-- BEGIN INFORMATION PROVIDED --

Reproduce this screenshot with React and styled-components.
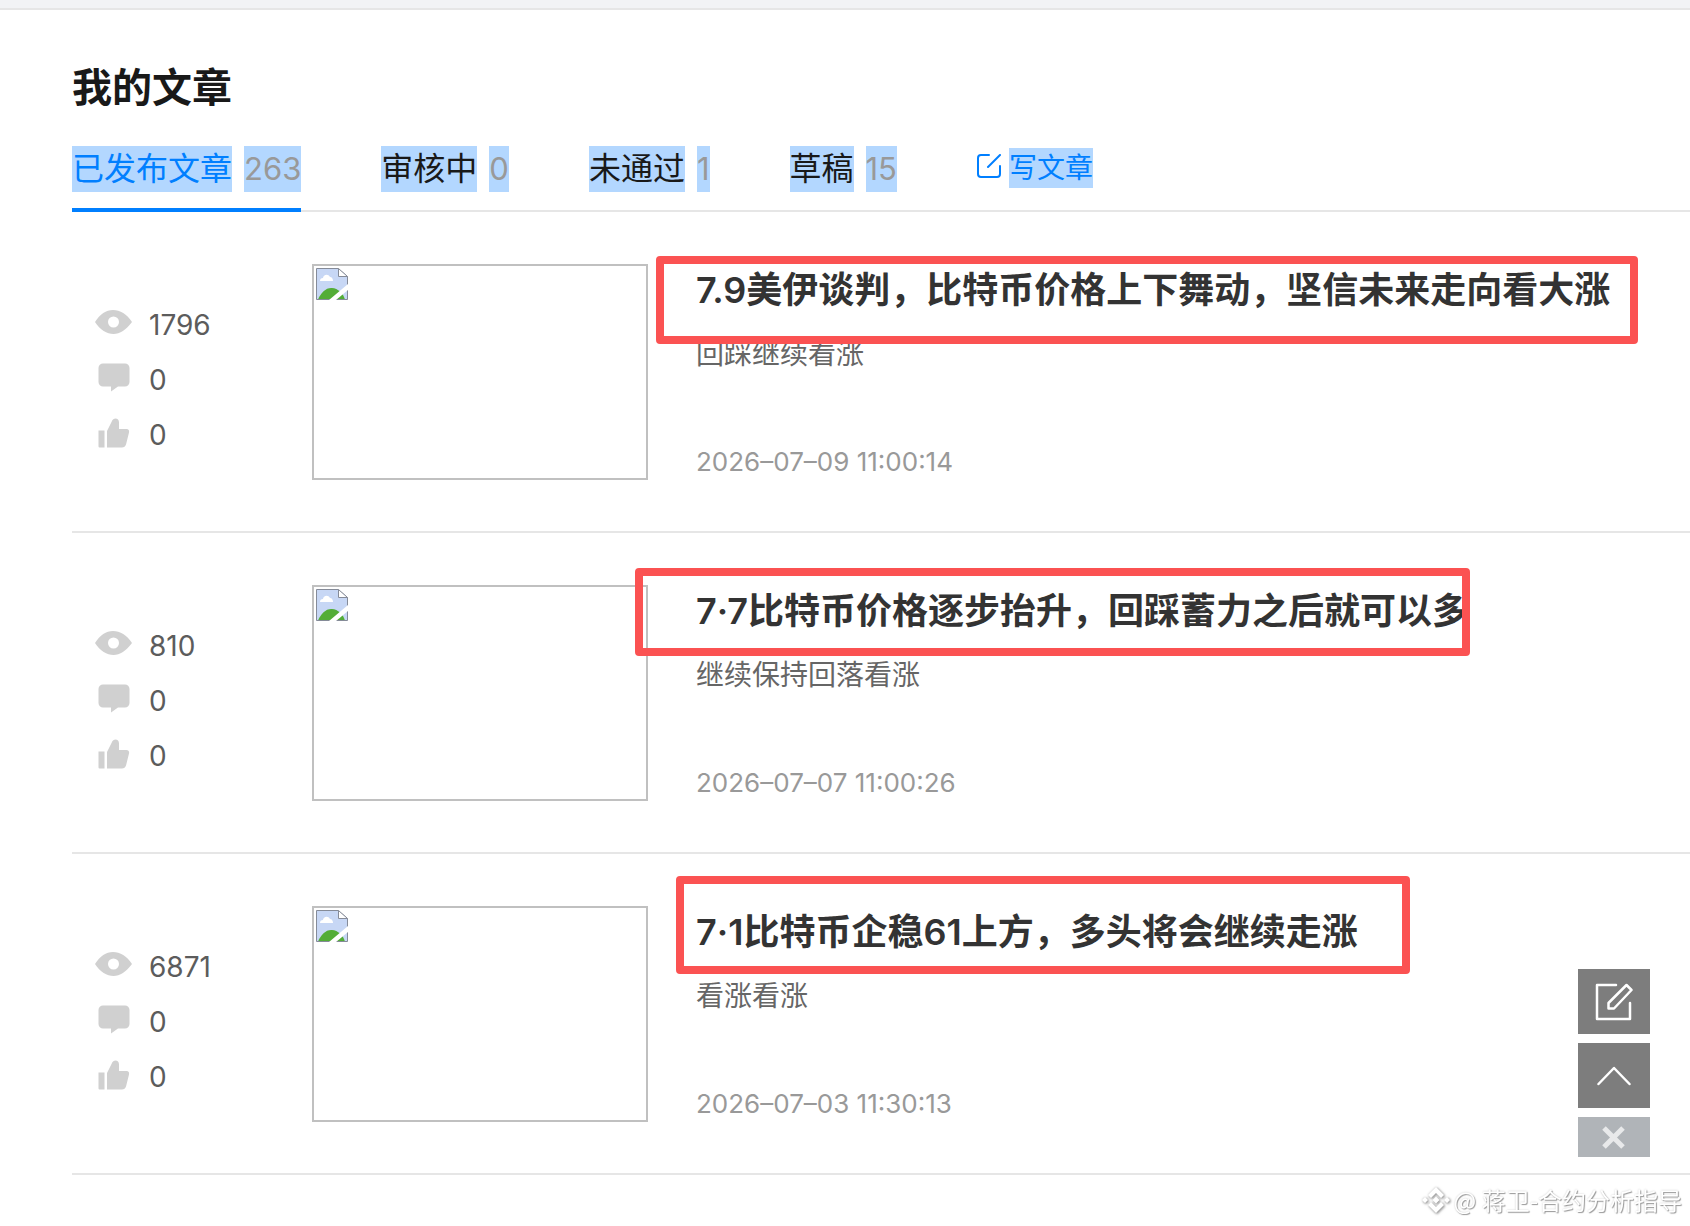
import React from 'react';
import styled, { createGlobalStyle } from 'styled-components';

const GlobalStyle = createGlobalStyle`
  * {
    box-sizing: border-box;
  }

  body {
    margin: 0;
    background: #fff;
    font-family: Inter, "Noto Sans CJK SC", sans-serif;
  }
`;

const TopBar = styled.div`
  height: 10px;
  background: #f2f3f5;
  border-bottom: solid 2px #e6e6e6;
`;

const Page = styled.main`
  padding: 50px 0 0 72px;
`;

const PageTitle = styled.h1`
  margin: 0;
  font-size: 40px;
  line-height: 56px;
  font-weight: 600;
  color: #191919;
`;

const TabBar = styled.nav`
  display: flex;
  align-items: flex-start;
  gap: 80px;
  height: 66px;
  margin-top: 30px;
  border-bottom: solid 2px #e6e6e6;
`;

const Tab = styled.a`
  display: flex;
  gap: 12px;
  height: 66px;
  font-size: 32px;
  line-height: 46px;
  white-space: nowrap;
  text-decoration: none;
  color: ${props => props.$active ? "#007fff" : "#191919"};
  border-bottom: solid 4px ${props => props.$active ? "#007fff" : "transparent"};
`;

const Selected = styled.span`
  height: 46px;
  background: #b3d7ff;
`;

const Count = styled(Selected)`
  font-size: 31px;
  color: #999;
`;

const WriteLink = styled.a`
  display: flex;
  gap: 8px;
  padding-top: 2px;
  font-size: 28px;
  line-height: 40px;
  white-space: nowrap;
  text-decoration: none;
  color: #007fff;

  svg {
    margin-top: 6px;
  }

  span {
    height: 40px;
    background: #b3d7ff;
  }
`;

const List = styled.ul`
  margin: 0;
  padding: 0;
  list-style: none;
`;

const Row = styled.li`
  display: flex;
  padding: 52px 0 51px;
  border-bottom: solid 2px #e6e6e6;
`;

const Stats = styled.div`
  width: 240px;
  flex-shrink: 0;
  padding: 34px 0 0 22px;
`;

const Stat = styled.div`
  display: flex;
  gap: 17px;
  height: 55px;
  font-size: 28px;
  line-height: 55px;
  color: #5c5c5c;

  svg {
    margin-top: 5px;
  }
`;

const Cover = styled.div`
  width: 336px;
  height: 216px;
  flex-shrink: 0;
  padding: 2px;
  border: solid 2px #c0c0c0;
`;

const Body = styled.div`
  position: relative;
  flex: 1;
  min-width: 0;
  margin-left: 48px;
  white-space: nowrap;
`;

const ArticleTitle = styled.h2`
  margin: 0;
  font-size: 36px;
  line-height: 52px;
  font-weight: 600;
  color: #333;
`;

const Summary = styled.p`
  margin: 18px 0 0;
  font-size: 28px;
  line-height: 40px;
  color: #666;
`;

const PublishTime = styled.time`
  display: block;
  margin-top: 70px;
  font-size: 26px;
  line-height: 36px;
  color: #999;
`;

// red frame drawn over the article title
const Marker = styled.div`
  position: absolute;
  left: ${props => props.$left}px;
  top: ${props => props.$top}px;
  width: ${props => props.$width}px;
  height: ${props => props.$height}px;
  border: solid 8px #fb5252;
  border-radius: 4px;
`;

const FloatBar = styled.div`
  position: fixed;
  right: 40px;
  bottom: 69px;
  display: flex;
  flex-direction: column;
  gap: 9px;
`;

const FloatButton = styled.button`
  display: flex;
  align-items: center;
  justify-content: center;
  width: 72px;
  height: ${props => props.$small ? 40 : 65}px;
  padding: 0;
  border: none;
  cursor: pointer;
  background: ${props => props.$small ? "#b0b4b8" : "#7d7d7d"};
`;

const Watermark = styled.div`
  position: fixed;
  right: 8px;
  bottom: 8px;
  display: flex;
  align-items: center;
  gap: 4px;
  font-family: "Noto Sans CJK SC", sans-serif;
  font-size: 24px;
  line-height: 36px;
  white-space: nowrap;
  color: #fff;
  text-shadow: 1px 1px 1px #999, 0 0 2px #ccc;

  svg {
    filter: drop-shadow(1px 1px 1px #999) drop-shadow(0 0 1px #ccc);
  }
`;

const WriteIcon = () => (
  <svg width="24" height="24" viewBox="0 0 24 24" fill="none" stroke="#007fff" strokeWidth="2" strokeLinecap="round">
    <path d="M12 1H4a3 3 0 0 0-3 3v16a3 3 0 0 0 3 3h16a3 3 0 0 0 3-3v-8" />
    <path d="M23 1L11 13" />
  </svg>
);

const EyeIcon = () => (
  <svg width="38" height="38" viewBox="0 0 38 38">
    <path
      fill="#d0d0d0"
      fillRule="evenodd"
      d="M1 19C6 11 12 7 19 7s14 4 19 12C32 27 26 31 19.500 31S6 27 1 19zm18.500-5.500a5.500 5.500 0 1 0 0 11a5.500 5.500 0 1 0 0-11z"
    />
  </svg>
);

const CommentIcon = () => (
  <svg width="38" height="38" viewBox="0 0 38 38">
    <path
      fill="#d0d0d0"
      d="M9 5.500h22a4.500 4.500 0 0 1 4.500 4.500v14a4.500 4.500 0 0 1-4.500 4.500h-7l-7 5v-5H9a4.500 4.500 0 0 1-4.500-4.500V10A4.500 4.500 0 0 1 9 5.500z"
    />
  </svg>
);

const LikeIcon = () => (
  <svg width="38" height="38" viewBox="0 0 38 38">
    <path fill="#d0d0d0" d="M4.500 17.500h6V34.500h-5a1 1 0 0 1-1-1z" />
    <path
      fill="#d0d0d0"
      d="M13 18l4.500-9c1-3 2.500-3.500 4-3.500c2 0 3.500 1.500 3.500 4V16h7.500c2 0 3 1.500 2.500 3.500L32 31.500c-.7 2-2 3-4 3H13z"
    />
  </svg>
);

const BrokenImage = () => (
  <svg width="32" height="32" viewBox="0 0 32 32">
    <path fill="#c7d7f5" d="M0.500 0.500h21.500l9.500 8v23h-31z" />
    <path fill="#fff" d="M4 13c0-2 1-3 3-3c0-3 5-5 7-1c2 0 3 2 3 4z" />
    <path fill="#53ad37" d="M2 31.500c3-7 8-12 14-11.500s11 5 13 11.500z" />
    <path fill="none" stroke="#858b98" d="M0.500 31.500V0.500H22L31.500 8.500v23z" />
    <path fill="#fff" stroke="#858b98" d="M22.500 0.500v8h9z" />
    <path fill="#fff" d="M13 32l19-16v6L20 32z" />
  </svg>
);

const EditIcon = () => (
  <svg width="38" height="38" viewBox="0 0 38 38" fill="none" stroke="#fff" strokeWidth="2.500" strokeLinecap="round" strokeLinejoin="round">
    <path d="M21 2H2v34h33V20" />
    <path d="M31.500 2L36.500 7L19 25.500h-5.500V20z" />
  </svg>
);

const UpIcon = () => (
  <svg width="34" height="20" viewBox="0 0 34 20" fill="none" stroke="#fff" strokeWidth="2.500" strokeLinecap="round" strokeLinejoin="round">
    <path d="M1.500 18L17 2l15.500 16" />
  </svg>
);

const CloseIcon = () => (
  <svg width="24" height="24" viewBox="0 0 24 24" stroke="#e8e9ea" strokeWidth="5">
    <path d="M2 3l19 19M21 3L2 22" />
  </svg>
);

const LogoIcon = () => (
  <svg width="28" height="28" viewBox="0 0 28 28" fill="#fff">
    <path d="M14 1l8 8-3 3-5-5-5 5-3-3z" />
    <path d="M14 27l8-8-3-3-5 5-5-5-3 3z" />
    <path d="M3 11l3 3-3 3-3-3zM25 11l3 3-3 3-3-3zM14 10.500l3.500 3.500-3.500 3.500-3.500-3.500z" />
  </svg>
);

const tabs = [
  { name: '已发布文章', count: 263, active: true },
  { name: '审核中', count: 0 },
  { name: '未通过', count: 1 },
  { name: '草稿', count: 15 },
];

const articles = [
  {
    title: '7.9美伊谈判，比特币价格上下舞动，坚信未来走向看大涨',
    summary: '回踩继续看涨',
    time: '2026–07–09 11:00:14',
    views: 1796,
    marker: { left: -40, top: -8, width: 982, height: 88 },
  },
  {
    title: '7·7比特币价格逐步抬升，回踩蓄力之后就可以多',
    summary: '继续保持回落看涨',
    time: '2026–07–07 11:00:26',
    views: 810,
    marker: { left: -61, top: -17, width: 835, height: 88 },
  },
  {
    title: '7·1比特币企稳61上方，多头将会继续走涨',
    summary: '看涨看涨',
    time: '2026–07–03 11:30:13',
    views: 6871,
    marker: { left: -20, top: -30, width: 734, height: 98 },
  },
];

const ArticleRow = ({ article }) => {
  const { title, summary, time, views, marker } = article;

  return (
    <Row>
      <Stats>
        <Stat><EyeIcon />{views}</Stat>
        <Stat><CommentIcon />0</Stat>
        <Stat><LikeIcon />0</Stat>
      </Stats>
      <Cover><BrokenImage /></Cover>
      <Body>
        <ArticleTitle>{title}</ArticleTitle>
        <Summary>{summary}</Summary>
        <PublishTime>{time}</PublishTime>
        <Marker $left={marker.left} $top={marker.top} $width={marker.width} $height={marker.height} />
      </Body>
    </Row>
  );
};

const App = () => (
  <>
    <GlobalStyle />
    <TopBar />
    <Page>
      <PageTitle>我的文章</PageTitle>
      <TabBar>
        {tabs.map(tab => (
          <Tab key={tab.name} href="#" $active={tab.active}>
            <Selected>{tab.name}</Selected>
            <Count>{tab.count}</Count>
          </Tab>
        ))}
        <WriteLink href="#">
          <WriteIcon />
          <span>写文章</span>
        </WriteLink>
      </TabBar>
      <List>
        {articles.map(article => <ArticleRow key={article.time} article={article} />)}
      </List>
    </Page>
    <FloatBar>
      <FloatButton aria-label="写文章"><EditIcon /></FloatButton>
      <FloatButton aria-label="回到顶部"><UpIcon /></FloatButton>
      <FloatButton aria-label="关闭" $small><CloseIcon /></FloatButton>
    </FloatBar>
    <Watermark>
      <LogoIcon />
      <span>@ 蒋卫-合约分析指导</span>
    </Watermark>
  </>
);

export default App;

-- END INFORMATION PROVIDED --

▶ [REQUEST]:
Go through the data above and find the lines with the word "components". Copy each of those lines.

▶ [SOLUTION FOR THIS EXERCISE]:
Reproduce this screenshot with React and styled-components.
import styled, { createGlobalStyle } from 'styled-components';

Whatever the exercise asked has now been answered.